Tout cela était pleinement désobligeant pour Marie-Joseph ; la fin encore plus que le reste ; car enfin André Chénier fut tué par les amis de son frère, et l’on ne saura jamais si Marie-Joseph fit vraiment son possible pour le sauver. Mais, sauf l’opportunité et la convenance, je ne trouve pas très mal, je l’avoue, que Chateaubriand ménage peu son prédécesseur. Marie-Joseph Chénier ne fut point un scélérat : mais l’indulgence pour les faibles de son espèce est mortelle. Il est seulement curieux que, tout en le traitant sans mollesse, Chateaubriand reste lui-même possédé de quelques-unes des idées de ce régicide lettré.

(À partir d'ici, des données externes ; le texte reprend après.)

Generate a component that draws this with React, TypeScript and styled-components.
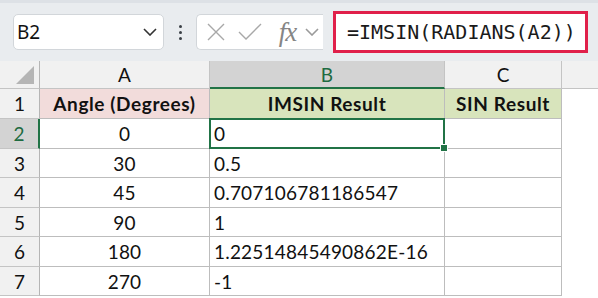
import React from 'react'
import styled, { createGlobalStyle } from 'styled-components'

const GlobalStyle = createGlobalStyle`
  html, body {
    margin: 0;
    padding: 0;
    background: #ffffff;
  }
  body {
    width: 598px;
    height: 298px;
    overflow: hidden;
    font-family: 'Lato', 'Open Sans', sans-serif;
  }
`

const Page = styled.div`
  width: 598px;
  height: 298px;
  display: flex;
  flex-direction: column;
  background: #ffffff;
`

const Toolbar = styled.div`
  height: 61px;
  display: flex;
  align-items: center;
  background: #e9ecef;
  border-top: 3px solid #dde1e6;
  box-sizing: border-box;
  padding-left: 13px;
`

const NameBox = styled.div`
  width: 151px;
  height: 36px;
  box-sizing: border-box;
  border: 1px solid #d2d6da;
  border-radius: 5px;
  background: #ffffff;
  display: flex;
  align-items: center;
  justify-content: space-between;
  padding: 0 6px 0 3px;
  font-family: 'Noto Sans', 'Open Sans', sans-serif;
  font-size: 19px;
  color: #111;
`

const Dots = styled.div`
  width: 4px;
  margin: 0 14px;
  display: flex;
  flex-direction: column;
  gap: 3px;
  align-items: center;
`

const Dot = styled.span`
  width: 3px;
  height: 3px;
  border-radius: 50%;
  background: #3a3f45;
`

const FxBox = styled.div`
  width: 127px;
  height: 36px;
  box-sizing: border-box;
  border: 1px solid #d2d6da;
  border-right: none;
  border-radius: 5px 0 0 5px;
  background: #ffffff;
  display: flex;
  align-items: center;
  padding-left: 8px;
`

const IconSlot = styled.div<{ w: number }>`
  width: ${p => p.w}px;
  display: flex;
  align-items: center;
  justify-content: center;
`

const FxText = styled.span`
  font-family: 'Liberation Serif', serif;
  font-style: italic;
  font-size: 27px;
  line-height: 1;
  color: #858585;
  letter-spacing: -1px;
`

const FormulaBox = styled.div`
  margin-left: 10px;
  width: 255px;
  height: 42px;
  box-sizing: border-box;
  border: 3px solid #e0204a;
  background: #ffffff;
  display: flex;
  align-items: center;
  padding-left: 11px;
  font-family: 'DejaVu Sans Mono', 'Liberation Mono', monospace;
  font-size: 20px;
  color: #1a1a1a;
`

const Grid = styled.div`
  display: grid;
  grid-template-columns: 40px 170px 235px 117px 1fr;
`

const ColHead = styled.div<{ active?: boolean; last?: boolean }>`
  height: 28px;
  box-sizing: border-box;
  background: ${p => (p.active ? '#d3d3d3' : '#f1f1f1')};
  color: ${p => (p.active ? '#1e6b41' : '#111')};
  border-right: ${p => (p.last ? 'none' : '1px solid #c4c4c4')};
  border-bottom: ${p => (p.active ? '2px solid #217346' : '1px solid #c4c4c4')};
  display: flex;
  align-items: center;
  justify-content: center;
  font-size: 19px;
`

const Corner = styled.div`
  height: 28px;
  box-sizing: border-box;
  background: #f1f1f1;
  border-right: 1px solid #b5b5b5;
  border-bottom: 1px solid #c4c4c4;
  display: flex;
  align-items: flex-end;
  justify-content: flex-end;
  padding: 0 5px 4px 0;
`

const Triangle = styled.div`
  width: 0;
  height: 0;
  border-left: 18px solid transparent;
  border-bottom: 18px solid #b5b5b5;
`

const RowHead = styled.div<{ active?: boolean; h: number }>`
  height: ${p => p.h}px;
  box-sizing: border-box;
  background: ${p => (p.active ? '#d3d3d3' : '#f1f1f1')};
  color: ${p => (p.active ? '#1e6b41' : '#111')};
  border-right: ${p => (p.active ? '2px solid #217346' : '1px solid #b5b5b5')};
  border-bottom: 1px solid #c4c4c4;
  display: flex;
  align-items: center;
  justify-content: center;
  font-size: 19px;
`

type Tone = 'pink' | 'green' | 'plain'

const toneBg: Record<Tone, string> = {
  pink: '#f2dcdb',
  green: '#d8e4bc',
  plain: '#ffffff',
}

const Cell = styled.div<{ h: number; tone?: Tone; bold?: boolean; align?: string; selected?: boolean }>`
  position: relative;
  height: ${p => p.h}px;
  box-sizing: border-box;
  background: ${p => toneBg[p.tone || 'plain']};
  border-right: 1px solid #bdbdbd;
  border-bottom: 1px solid #bdbdbd;
  display: flex;
  align-items: center;
  justify-content: ${p => p.align || 'flex-start'};
  padding: 0 4px;
  font-size: 19px;
  font-weight: ${p => (p.bold ? 700 : 400)};
  letter-spacing: ${p => (p.bold ? '0.6px' : '0.2px')};
  color: #111;
  white-space: nowrap;

  ${p =>
    p.selected &&
    `
    &::after {
      content: '';
      position: absolute;
      left: -1px;
      top: -1px;
      right: -1px;
      bottom: -1px;
      border: 2px solid #217346;
    }
    &::before {
      content: '';
      position: absolute;
      right: -4px;
      bottom: -4px;
      width: 6px;
      height: 6px;
      background: #217346;
      border: 1px solid #ffffff;
      z-index: 2;
    }
  `}
`

const Blank = styled.div<{ h: number }>`
  height: ${p => p.h}px;
  background: #ffffff;
`

const rows = [
  { n: 1, h: 30, a: 'Angle (Degrees)', b: 'IMSIN Result', c: 'SIN Result', header: true },
  { n: 2, h: 30, a: '0', b: '0' },
  { n: 3, h: 29, a: '30', b: '0.5' },
  { n: 4, h: 30, a: '45', b: '0.707106781186547' },
  { n: 5, h: 29, a: '90', b: '1' },
  { n: 6, h: 30, a: '180', b: '1.22514845490862E-16' },
  { n: 7, h: 29, a: '270', b: '-1' },
]

const Chevron = ({ color }: { color: string }) => (
  <svg width="14" height="8" viewBox="0 0 14 8">
    <path d="M1 1 L7 7 L13 1" fill="none" stroke={color} strokeWidth="1.6" />
  </svg>
)

export default function App() {
  return (
    <Page>
      <GlobalStyle />
      <Toolbar>
        <NameBox>
          <span>B2</span>
          <Chevron color="#333" />
        </NameBox>
        <Dots>
          <Dot />
          <Dot />
          <Dot />
        </Dots>
        <FxBox>
          <IconSlot w={22}>
            <svg width="18" height="18" viewBox="0 0 18 18">
              <path d="M1 1 L17 17 M17 1 L1 17" stroke="#a8a8a8" strokeWidth="1.4" fill="none" />
            </svg>
          </IconSlot>
          <IconSlot w={48}>
            <svg width="24" height="18" viewBox="0 0 24 18">
              <path d="M1 9 L8 16 L23 1" stroke="#a8a8a8" strokeWidth="1.4" fill="none" />
            </svg>
          </IconSlot>
          <IconSlot w={28}>
            <FxText>fx</FxText>
          </IconSlot>
          <IconSlot w={22}>
            <Chevron color="#9a9a9a" />
          </IconSlot>
        </FxBox>
        <FormulaBox>=IMSIN(RADIANS(A2))</FormulaBox>
      </Toolbar>
      <Grid>
        <Corner>
          <Triangle />
        </Corner>
        <ColHead>A</ColHead>
        <ColHead active>B</ColHead>
        <ColHead>C</ColHead>
        <ColHead last />
        {rows.map(r => (
          <React.Fragment key={r.n}>
            <RowHead h={r.h} active={r.n === 2}>
              {r.n}
            </RowHead>
            <Cell h={r.h} tone={r.header ? 'pink' : 'plain'} bold={r.header} align="center">
              {r.a}
            </Cell>
            <Cell
              h={r.h}
              tone={r.header ? 'green' : 'plain'}
              bold={r.header}
              align={r.header ? 'center' : 'flex-start'}
              selected={r.n === 2}
            >
              {r.b}
            </Cell>
            <Cell h={r.h} tone={r.header ? 'green' : 'plain'} bold={r.header} align="center">
              {r.c || ''}
            </Cell>
            <Blank h={r.h} />
          </React.Fragment>
        ))}
      </Grid>
    </Page>
  )
}
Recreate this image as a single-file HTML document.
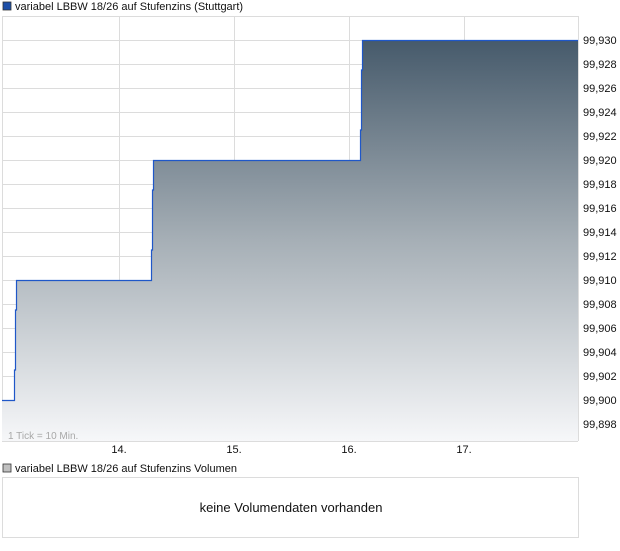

Un peu plus loin, pour tout arranger et pour ennuyer l’empereur, il dit : « M. de Chénier adora la liberté : peut-on lui en faire un crime ? » Et il garde pour la péroraison sa meilleure flèche :

 La liberté n’est-elle pas le plus grand des biens et le premier
 des besoins de l’homme ? Elle enflamme le génie, elle élève le
 cœur, elle est nécessaire à l’ami des Muses comme l’air qu’il
 respire. Les arts peuvent jusqu’à un certain point vivre dans
 la dépendance, parce qu’ils se servent d’une langue à part qui
 n’est pas entendue de la foule ; mais les lettres qui parlent une
 langue universelle, languissent et meurent dans les fers.